제민욱

Posted on Mar 4 • Edited on Mar 7

Slack Rate Limiting with SQS FIFO and Lambda

#sqs #aws #devops #programming

SQS FIFO와 Lambda를 사용한 Slack Rate Limiting

Arch link below

Amazon SQS delay queues

Amazon SQS FIFO queue and Lambda concurrency behavior

slack rate limit

Overview (개요)

이 문서는 AWS SQS FIFO와 Lambda를 사용해 Slack 채널들에 메시지를 보내는 시스템에서 Slack API의 rate limit()을 관리하는 방법을 설명합니다. 태스크 5000개가 메시지를 발행하며, DynamoDB 없이 효율적으로 처리하는 방식을 다룹니다.

This document explains how to manage Slack API rate limits (1 message per second per channel) in a system sending messages to Slack channels (2~5) using AWS SQS FIFO and Lambda.
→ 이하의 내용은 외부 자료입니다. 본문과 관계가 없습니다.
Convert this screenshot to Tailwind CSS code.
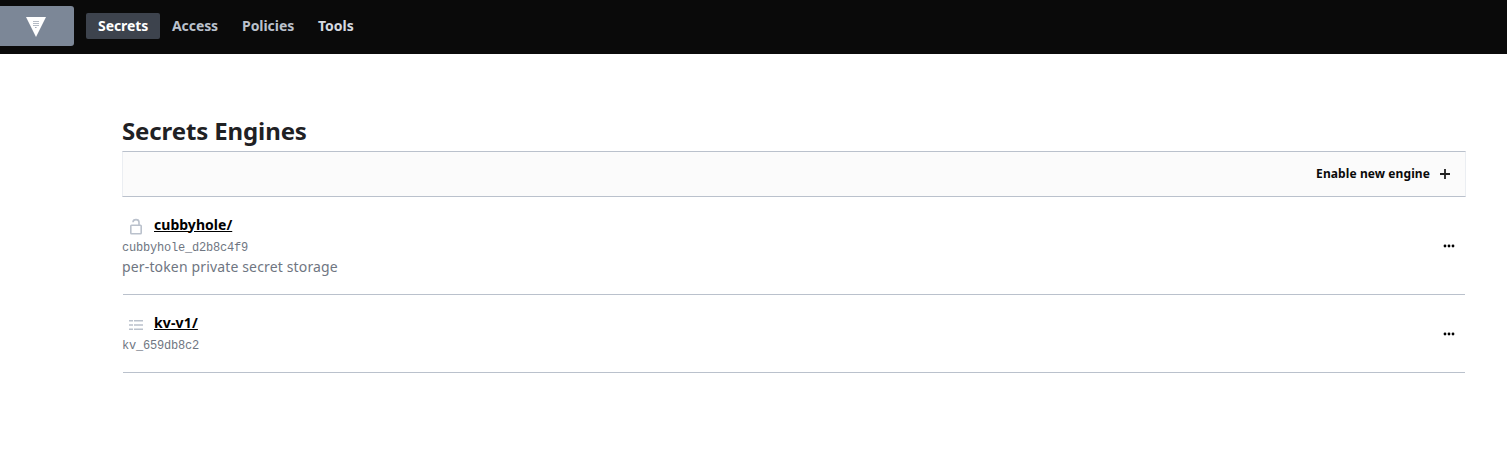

It covers an efficient approach without DynamoDB, with 5000 tasks publishing messages.

Architecture (구조)

Components (구성 요소)

SQS FIFO Queue (slack-queue.fifo)
- 태스크 5000개가 메시지를 직접 발행.
- MessageGroupId를 Slack 채널 ID로 설정해 채널별 순서 보장.
- Messages are directly published by 5000 tasks.
- MessageGroupId is set to Slack channel IDs to ensure order per channel.
Lambda
- SQS FIFO에서 메시지를 디큐(dequeue).
- Slack API로 메시지 전송, 429 오류 시 재큐잉.
- Dequeues messages from SQS FIFO.
- Sends messages to Slack API, re-queues on 429 errors.

Code (코드)

1. SQS FIFO Publishing (Fargate Task)

1. SQS FIFO 발행 (Fargate 태스크)

import boto3
import json
import os

sqs = boto3.client('sqs')

def publish_messages(channels, message):
    queue_url = os.environ['SQS_QUEUE_URL']  # slack-queue.fifo
    for channel in channels:
        sqs.send_message(
            QueueUrl=queue_url,
            MessageBody=json.dumps({"channel": channel, "message": message}),
            MessageGroupId=channel
        )

if __name__ == "__main__":
    channels = ['channel1', 'channel2', 'channel3']
    publish_messages(channels, "Test message from Fargate")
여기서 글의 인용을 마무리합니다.